此次英国皇家艺术研究院举办的皮亚诺回顾展中对皮亚诺的大量作品进行呈现,让观众能够真切地体会到他的作品中所体现的:实验性所需要的广泛的应用思维,不同技术手段、材料都能为他所用,这种自由的境界,是热那亚一贯的人文情怀在个人身上的映射,也是皮亚诺本人的理想。
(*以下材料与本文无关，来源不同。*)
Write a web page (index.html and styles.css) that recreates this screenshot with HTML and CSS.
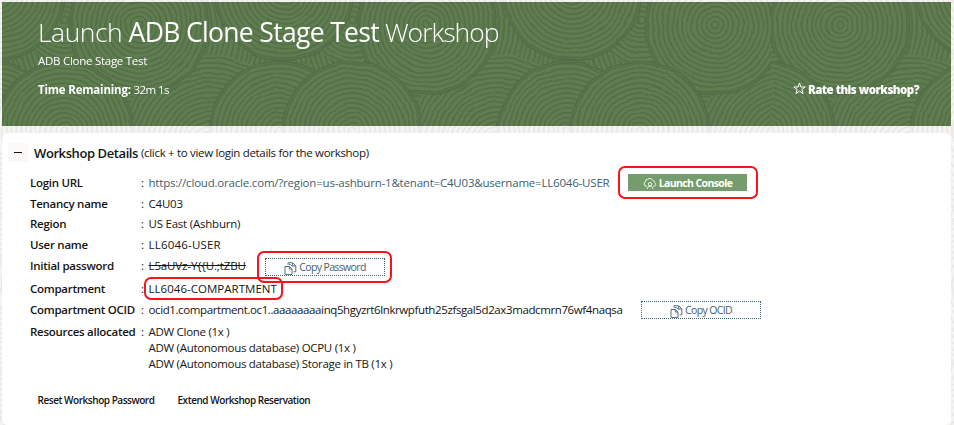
FILE: index.html
```html
<!DOCTYPE html>
<html lang="en">
<head>
<meta charset="utf-8">
<title>Launch Workshop</title>
<link rel="stylesheet" href="styles.css">
</head>
<body>
<svg class="defs" width="0" height="0" aria-hidden="true">
  <defs>
    <radialGradient id="rings" gradientUnits="userSpaceOnUse" cx="0" cy="0" r="4.9" spreadMethod="repeat">
      <stop class="base" offset="0"/><stop class="base" offset=".45"/>
      <stop class="line" offset=".68"/><stop class="line" offset=".82"/>
      <stop class="base" offset="1"/>
    </radialGradient>
    <radialGradient id="rings-pale" gradientUnits="userSpaceOnUse" cx="0" cy="0" r="4.9" spreadMethod="repeat">
      <stop class="pale-base" offset="0"/><stop class="pale-base" offset=".45"/>
      <stop class="pale-line" offset=".68"/><stop class="pale-line" offset=".82"/>
      <stop class="pale-base" offset="1"/>
    </radialGradient>
    <filter id="wobble" x="0" y="0" width="100%" height="100%" color-interpolation-filters="sRGB">
      <feTurbulence type="fractalNoise" baseFrequency=".06" numOctaves="1" seed="4"/>
      <feDisplacementMap in="SourceGraphic" scale="4" xChannelSelector="R" yChannelSelector="G"/>
    </filter>
    <g id="disc"><circle r="70"/><circle class="rim" r="69.5"/></g>
    <g id="tile">
      <circle r="200" transform="translate(139 25)"/>
      <circle r="90" transform="translate(210 145)"/>
      <circle r="45" transform="translate(65 20)"/>
      <use href="#disc" transform="translate(139 25)"/>
      <use href="#disc" transform="translate(-4 -9)"/>
      <use href="#disc" transform="translate(284 -9)"/>
      <use href="#disc" transform="translate(279 131)"/>
      <use href="#disc" transform="translate(352 131)"/>
      <use href="#disc" transform="translate(-9 131)"/>
      <use href="#disc" transform="translate(64 131)"/>
    </g>
    <clipPath id="left"><rect width="288" height="430"/></clipPath>
    <clipPath id="right"><rect x="70" width="218" height="430"/></clipPath>
    <g id="swirls">
      <g clip-path="url(#left)"><use href="#tile"/></g>
      <g transform="translate(288)"><g clip-path="url(#left)"><use href="#tile"/></g></g>
      <g transform="translate(576)"><g clip-path="url(#left)"><use href="#tile"/></g></g>
      <g transform="translate(701)"><g clip-path="url(#right)"><use href="#tile"/></g></g>
    </g>
    <symbol id="copy" viewBox="0 0 13 13">
      <path d="M1 4.5h4.5L8 7v5.4H1zM5.3 4.7V7H8M4 2.7V.8h4.8l3 3v6H9.6M8.7 1v3h3M4.8 2.6h1.7l2 2"/>
    </symbol>
  </defs>
</svg>
<svg class="backdrop" viewBox="0 0 954 425" aria-hidden="true">
  <g fill="url(#rings-pale)" class="pale" filter="url(#wobble)">
    <use href="#swirls"/><use href="#swirls" y="155"/><use href="#swirls" y="310"/>
  </g>
</svg>

<header class="hero">
  <svg class="hero-art" viewBox="2 2 949 124" aria-hidden="true">
    <g fill="url(#rings)" class="green" filter="url(#wobble)"><use href="#swirls"/></g>
  </svg>
  <h1><span class="light-a">Launch </span><span class="name">ADB Clone Stage Test</span><span class="light-b"> Workshop</span></h1>
  <p class="subtitle">ADB Clone Stage Test</p>
  <div class="hero-row">
    <div><b class="remaining">Time Remaining:</b> <span class="time">32m 1s</span></div>
    <div class="rate">
      <svg width="13" height="13" viewBox="0 0 13 13"><path d="M6.5 1l1.4 4h4.3L8.8 7.5l1.3 4.2-3.6-2.6-3.6 2.6 1.3-4.2L.8 5h4.3z"/></svg>
      <b>Rate this workshop?</b>
    </div>
  </div>
</header>

<main class="card">
  <div class="section-head">
    <button class="toggle" aria-label="Collapse"><i></i></button>
    <h2>Workshop Details</h2>
    <span class="hint">(click + to view login details for the workshop)</span>
  </div>

  <div class="details">
    <b>Login URL</b><i>:</i>
    <div class="value"><a class="url">https://cloud.oracle.com/?region=us-ashburn-1&amp;tenant=C4U03&amp;username=LL6046-USER</a>
      <button class="btn launch marked"><svg width="14" height="13" viewBox="0 0 14 13"><path d="M4 9.2H3A2.3 2.3 0 0 1 2.5 4.8 2.2 2.2 0 0 1 4.6 2.3 3.3 3.3 0 0 1 9.8 3.4 2.4 2.4 0 0 1 11.6 5.7 1.9 1.9 0 0 1 11.5 9.2H10.4M5.4 7.2a1.7 1.7 0 1 1 3.4 0 1.7 1.7 0 1 1-3.4 0M4.4 12c0-1.8 1-2.8 2.7-2.8s2.7 1 2.7 2.8"/></svg>Launch Console</button></div>
    <b>Tenancy name</b><i>:</i><div class="value">C4U03</div>
    <b>Region</b><i>:</i><div class="value">US East (Ashburn)</div>
    <b>User name</b><i>:</i><div class="value"><span class="user">LL6046-USER</span></div>
    <b>Initial password</b><i>:</i>
    <div class="value"><span class="secret">L5aUVz-Y{{U.;tZBU</span>
      <button class="btn copy marked"><svg width="13" height="13"><use href="#copy"/></svg>Copy Password</button></div>
    <b>Compartment</b><i>:</i><div class="value"><span class="compartment marked">LL6046-COMPARTMENT</span></div>
    <b>Compartment OCID</b><i>:</i>
    <div class="value"><span class="ocid">ocid1.compartment.oc1..aaaaaaaainq5hgyzrt6lnkrwpfuth25zfsgal5d2ax3madcmrn76wf4naqsa</span>
      <button class="btn copy"><svg width="13" height="13"><use href="#copy"/></svg>Copy OCID</button></div>
    <b>Resources allocated</b><i>:</i>
    <div class="resources"><div>ADW Clone (1x )</div><div>ADW (Autonomous database) OCPU (1x )</div><div>ADW (Autonomous database) Storage in TB (1x )</div></div>
  </div>

  <footer class="actions"><a>Reset Workshop Password</a><a>Extend Workshop Reservation</a></footer>
</main>
</body>
</html>
```
FILE: styles.css
```css
* { box-sizing: border-box; }

body {
  margin: 0;
  padding: 2px 3px 0 2px;
  height: 425px;
  overflow: hidden;
  background: #f5f4f2;
  color: #161513;
  font: 11.5px/16px "Open Sans", "Noto Sans", sans-serif;
  letter-spacing: -.22px;
}

h1, h2, p { margin: 0; }
i { font-style: normal; }
b { font-weight: 600; letter-spacing: -.27px; }
.defs { position: absolute; }

.backdrop { position: absolute; left: 0; top: 0; width: 954px; height: 425px; z-index: -1; }
.base { stop-color: #5f7d4f; }
.line { stop-color: #526f48; }
.pale-base { stop-color: #f5f4f2; }
.pale-line { stop-color: #eae8e6; }
.green { --rim: #516d47; }
.pale { --rim: #eae8e6; }
.rim { fill: none; stroke: var(--rim); stroke-width: 1.5; }

.hero {
  position: relative;
  height: 124px;
  padding: 13px 32px 0 36px;
  background: #5f7d4f;
  color: #fff;
}
.hero-art { position: absolute; left: 0; top: 0; width: 949px; height: 124px; z-index: 0; }
.hero > :not(.hero-art) { position: relative; }
h1 { font-size: 26.5px; line-height: 34px; font-weight: 300; white-space: pre; }
.light-a { letter-spacing: -.5px; }
.name { font-weight: 500; letter-spacing: -.66px; }
.light-b { letter-spacing: -1px; }
.subtitle { margin-top: 4px; letter-spacing: -.27px; }
.hero-row { display: flex; justify-content: space-between; margin-top: 13px; }
.remaining { font-weight: 700; letter-spacing: -.2px; }
.time { letter-spacing: -.6px; }
.rate { display: flex; gap: 2px; }
.rate b { font-weight: 800; letter-spacing: -.52px; }
.rate svg { fill: none; stroke: #fff; stroke-width: 1; }

.card {
  height: 292px;
  margin-top: 7px;
  padding: 10px 0 0 6px;
  background: #fff;
  border-radius: 6px;
}

.section-head { display: flex; align-items: center; height: 19px; white-space: nowrap; }
.toggle { display: grid; place-items: center; width: 20px; height: 19px; padding: 0; border: 0; background: #fbf9f8; }
.toggle i { width: 8px; height: 1px; background: #161513; }
h2 { margin-left: 6px; font-size: 13px; font-weight: 600; letter-spacing: -.41px; }
.hint { margin-left: 3px; letter-spacing: -.31px; }

.details {
  display: grid;
  grid-template-columns: 111px 7.5px auto;
  grid-template-rows: 20px 21px 20px 22px 20px 25px 18px 56px;
  align-items: center;
  margin: 11px 0 0 22px;
  white-space: nowrap;
}
.value { display: flex; align-items: center; }
.url { width: 461.5px; color: #41606e; letter-spacing: -.2px; }
.details > b:nth-last-of-type(1), .details > i:nth-last-of-type(1), .resources { align-self: start; padding-top: 5px; }
.resources { letter-spacing: -.29px; }
.user { letter-spacing: .2px; }
.secret { width: 98.5px; text-decoration: line-through; letter-spacing: -.12px; }
.ocid { width: 474.5px; letter-spacing: -.39px; }
.compartment { letter-spacing: .03px; }

.marked { position: relative; }
.marked::after { content: ""; position: absolute; border: 2px solid #f5141b; border-radius: 7px; }

.btn {
  display: flex;
  align-items: center;
  justify-content: center;
  gap: 2px;
  width: 120px;
  height: 18px;
  padding: 0;
  font: 10.5px/16px "Open Sans", sans-serif;
  letter-spacing: -.62px;
}
.btn svg { fill: none; stroke: currentColor; stroke-width: .9; position: relative; top: 1px; }
.launch { width: 119px; height: 17px; margin: -1px 0 0 18px; border: 0; background: #759c6c; color: #fff; font-weight: 700; }
.launch::after { inset: -8px -11px -8px -10px; }
.copy { margin-left: 18px; border: 1px dotted #41606e; background: #fff; color: #41606e; }
.copy.marked { margin-top: 2px; }
.copy.marked::after { inset: -8px -8px -8px -9px; }
.compartment::after { inset: -4px -6px -3px -5px; }

.actions { display: flex; gap: 23px; margin: 17px 0 0 29.5px; font-size: 10px; font-weight: 600; letter-spacing: -.46px; }
```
他曾提出过“人文城市”的模式,他的建筑手稿中,经常有对一天中不同时间的自然光量和方向的考虑,在他的手稿中甚至能看到他对光线随着距离和在建筑中传播的考虑,而这些考虑在手稿草图中,并非是通过画面效果的渲染达成的,而是作为设计的一部分的明确思路,这是非皮亚诺对自然的灵敏所不能造就的。
惠特尼美术馆
意大利的现代设计是在战后才得到世界的公认。与芬兰非常相似,意大利现代设计的民族特征独特、个人化,而皮亚诺将这种民族特征具备了国际视野,他试图通过对文化的判断和筛选,实现对不同文化之间壁垒的消解,比如从最初时期高技派的蓬皮杜艺术中心,到最近的纽约惠特妮博物馆的美国艺术馆,以及位于洛杉矶的美国影艺博物馆,都在诠释着他的一个理想:让精英建筑更可接近。可见皮亚诺用自己的建筑实现着人类文化自由之理想,对于隔离和文化歧视的俯视和碾压,成就了我们对于所谓“民族精神”的全新视角。建筑在试图实现我们的不安、恐惧、舒适、孤独、对知识的荣耀化在空间中的体验,我们对于人类生存方式的自由追求又能达到何种极致?他曾说道:“让人们继续活着的不是曾经做过什么,或者成为过谁,而是未来会成为的和将要做的事”。作为一个“革命家”,皮亚诺就是这样,迅猛地发现、推翻和改变着建筑空间的规律,以及人造物与自然的秩序。(文 Article > 张云平;图 Pictures > 英国皇家艺术研究院)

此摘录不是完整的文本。